• [What is being asked]: An exact copy of all the data is required, with pictures left out.

_ _ _

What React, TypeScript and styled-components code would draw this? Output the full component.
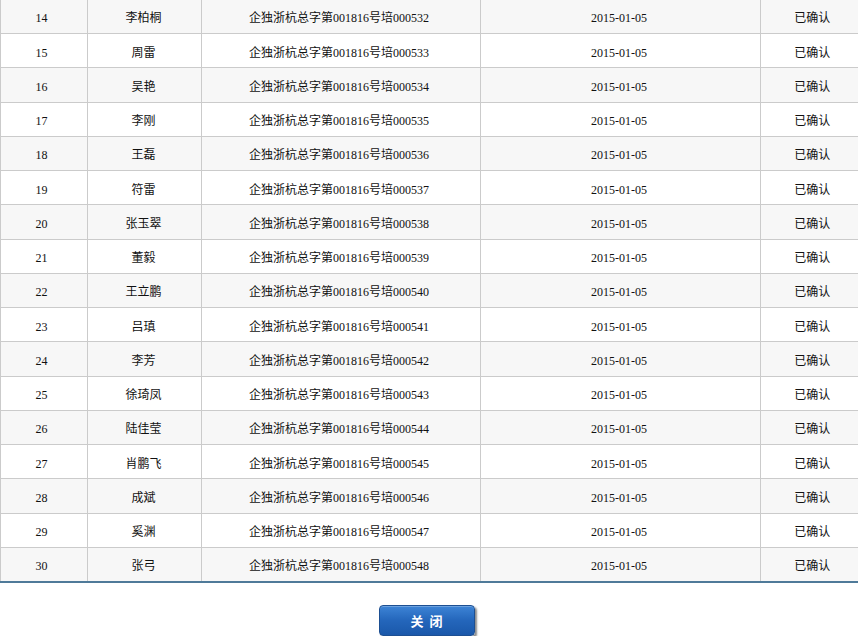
import React from "react";
import styled, { createGlobalStyle } from "styled-components";

const Global = createGlobalStyle`
  html, body { margin: 0; padding: 0; background: #fff; }
  body { font-family: "Liberation Serif", "Noto Sans CJK SC", serif; font-size: 12px; color: #111; }
`;

const Page = styled.div`
  width: 859px;
  display: flex;
  flex-direction: column;
  align-items: flex-start;
`;

const Table = styled.table`
  width: 857px;
  margin-top: -1.25px;
  border-collapse: collapse;
  table-layout: fixed;
  border-bottom: 2px solid #4f7a99;
`;

const Row = styled.tr<{ $alt: boolean }>`
  height: 34.25px;
  background: ${(p) => (p.$alt ? "#f7f7f7" : "#ffffff")};
`;

const Cell = styled.td<{ $last?: boolean; $shift?: number }>`
  padding: 4px ${(p) => (p.$shift && p.$shift < 0 ? -p.$shift * 2 : 0)}px 0
    ${(p) => (p.$shift && p.$shift > 0 ? p.$shift * 2 : 0)}px;
  text-align: center;
  vertical-align: middle;
  border-top: 1px solid #cbcbcb;
  border-left: 1px solid #cbcbcb;
  border-right: ${(p) => (p.$last ? "none" : "1px solid #cbcbcb")};
  font-size: 12px;
  line-height: 14px;
  color: #111;
  white-space: nowrap;
`;

const Footer = styled.div`
  width: 857px;
  display: flex;
  justify-content: center;
  padding-top: 22px;
`;

const CloseButton = styled.button`
  width: 96px;
  height: 31px;
  margin-right: 4px;
  border: 1px solid #1d4f92;
  border-radius: 4px;
  background: linear-gradient(to bottom, #3d84d6 0%, #2466bb 50%, #1a58aa 100%);
  box-shadow: 2px 2px 2px rgba(0, 0, 0, 0.45), inset 0 1px 0 rgba(255, 255, 255, 0.25);
  color: #fff;
  font-family: "Noto Sans CJK SC", sans-serif;
  font-weight: bold;
  font-size: 13px;
  letter-spacing: 6px;
  padding: 0 0 0 6px;
  cursor: pointer;
`;

const names = [
  "李柏桐", "周雷", "吴艳", "李刚", "王磊", "符雷", "张玉翠", "董毅", "王立鹏",
  "吕瑱", "李芳", "徐琦凤", "陆佳莹", "肖鹏飞", "成斌", "奚渊", "张弓",
];

export default function App() {
  return (
    <Page>
      <Global />
      <Table>
        <colgroup>
          <col style={{ width: 87 }} />
          <col style={{ width: 114 }} />
          <col style={{ width: 279 }} />
          <col style={{ width: 280 }} />
          <col style={{ width: 97 }} />
        </colgroup>
        <tbody>
          {names.map((n, i) => {
            const num = 14 + i;
            return (
              <Row key={num} $alt={i % 2 === 0}>
                <Cell $shift={-2.5}>{num}</Cell>
                <Cell $shift={-1}>{n}</Cell>
                <Cell $shift={-2}>企独浙杭总字第001816号培{String(532 + i).padStart(6, "0")}</Cell>
                <Cell $shift={-1.5}>2015-01-05</Cell>
                <Cell $last $shift={3}>已确认</Cell>
              </Row>
            );
          })}
        </tbody>
      </Table>
      <Footer>
        <CloseButton>关闭</CloseButton>
      </Footer>
    </Page>
  );
}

_ _ _

• [The solution]:
What React, TypeScript and styled-components code would draw this? Output the full component.
import React from "react";
import styled, { createGlobalStyle } from "styled-components";

const Global = createGlobalStyle`
  html, body { margin: 0; padding: 0; background: #fff; }
  body { font-family: "Liberation Serif", "Noto Sans CJK SC", serif; font-size: 12px; color: #111; }
`;

const Page = styled.div`
  width: 859px;
  display: flex;
  flex-direction: column;
  align-items: flex-start;
`;

const Table = styled.table`
  width: 857px;
  margin-top: -1.25px;
  border-collapse: collapse;
  table-layout: fixed;
  border-bottom: 2px solid #4f7a99;
`;

const Row = styled.tr<{ $alt: boolean }>`
  height: 34.25px;
  background: ${(p) => (p.$alt ? "#f7f7f7" : "#ffffff")};
`;

const Cell = styled.td<{ $last?: boolean; $shift?: number }>`
  padding: 4px ${(p) => (p.$shift && p.$shift < 0 ? -p.$shift * 2 : 0)}px 0
    ${(p) => (p.$shift && p.$shift > 0 ? p.$shift * 2 : 0)}px;
  text-align: center;
  vertical-align: middle;
  border-top: 1px solid #cbcbcb;
  border-left: 1px solid #cbcbcb;
  border-right: ${(p) => (p.$last ? "none" : "1px solid #cbcbcb")};
  font-size: 12px;
  line-height: 14px;
  color: #111;
  white-space: nowrap;
`;

const Footer = styled.div`
  width: 857px;
  display: flex;
  justify-content: center;
  padding-top: 22px;
`;

const CloseButton = styled.button`
  width: 96px;
  height: 31px;
  margin-right: 4px;
  border: 1px solid #1d4f92;
  border-radius: 4px;
  background: linear-gradient(to bottom, #3d84d6 0%, #2466bb 50%, #1a58aa 100%);
  box-shadow: 2px 2px 2px rgba(0, 0, 0, 0.45), inset 0 1px 0 rgba(255, 255, 255, 0.25);
  color: #fff;
  font-family: "Noto Sans CJK SC", sans-serif;
  font-weight: bold;
  font-size: 13px;
  letter-spacing: 6px;
  padding: 0 0 0 6px;
  cursor: pointer;
`;

const names = [
  "李柏桐", "周雷", "吴艳", "李刚", "王磊", "符雷", "张玉翠", "董毅", "王立鹏",
  "吕瑱", "李芳", "徐琦凤", "陆佳莹", "肖鹏飞", "成斌", "奚渊", "张弓",
];

export default function App() {
  return (
    <Page>
      <Global />
      <Table>
        <colgroup>
          <col style={{ width: 87 }} />
          <col style={{ width: 114 }} />
          <col style={{ width: 279 }} />
          <col style={{ width: 280 }} />
          <col style={{ width: 97 }} />
        </colgroup>
        <tbody>
          {names.map((n, i) => {
            const num = 14 + i;
            return (
              <Row key={num} $alt={i % 2 === 0}>
                <Cell $shift={-2.5}>{num}</Cell>
                <Cell $shift={-1}>{n}</Cell>
                <Cell $shift={-2}>企独浙杭总字第001816号培{String(532 + i).padStart(6, "0")}</Cell>
                <Cell $shift={-1.5}>2015-01-05</Cell>
                <Cell $last $shift={3}>已确认</Cell>
              </Row>
            );
          })}
        </tbody>
      </Table>
      <Footer>
        <CloseButton>关闭</CloseButton>
      </Footer>
    </Page>
  );
}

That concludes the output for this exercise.